A must-read story from George Saunders in current New Yorker

A must-read story in current New Yorker, Elliot Spencer, by George Saunders. Saunders to me has been among the very best American writers of short fiction since he debuted in the 1990s; I think he made a mis-step w/ his one novel, Lincoln at the Bardo, which seemed to me forced and self-conscious (a chorus of voice surrounding the death of Lincoln's young son); historical fiction was not his metier - though of course this novel won the Booker award, a case of the right-guy, wrong-book phenomenon. This new unusual story from Saunders brings him back to his best writing self - a depiction of a world in which human beings are appropriated in some monstrous way for dark purposes, a re-imagining of human consciousness, a distinct narration from the point of view of a severely disturbed or deluded protagonist. In this story, the eponymous narrator is, as we gradually learn, an adult whose mind and body have been taken over by some sort of set of programmers, who wipe clean his consciousness and memory, re-educate him in the English language, and use him and others as robotic instigators stirring up trouble and violence at political or other demonstrations.

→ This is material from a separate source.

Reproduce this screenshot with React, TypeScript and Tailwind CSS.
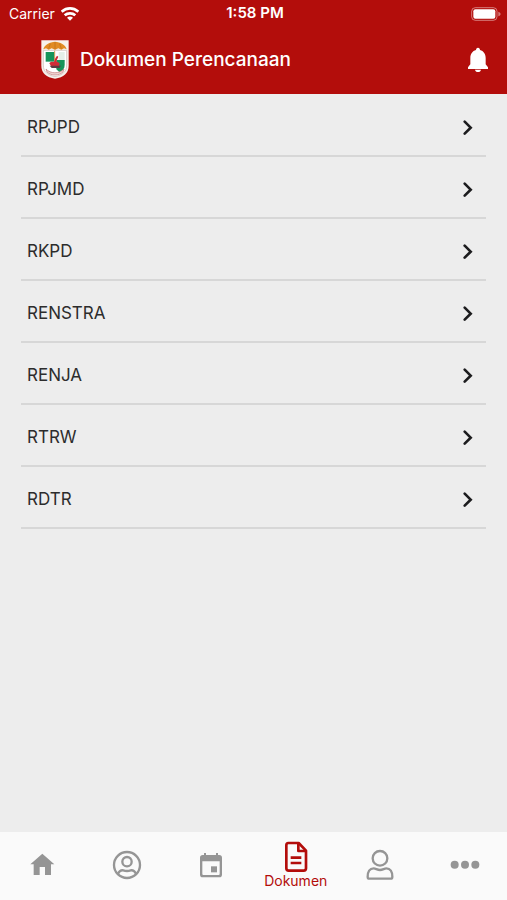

This story may remind some readers of Saunders's Semplica Girls story, in which the uber-wealthy purchase women from the 3rd world to use as living lawn ornaments (my post on this story has received more hits than any of the other 3,500 posts on this blog). Saunders's cultural critiques are always like this: strangely disorienting, avoiding ideology and received ideas, told in a language that reflects a damaged and occluded consciousness - at first odd and unsettling and difficult to discern, gradually becoming more clarified and at the same time more unsettling. This story is uniquely his - no other writer has a style or world view that's even close to his - and provides us with what we look for from literary fiction: Make it new, and give us access to the consciousness of another.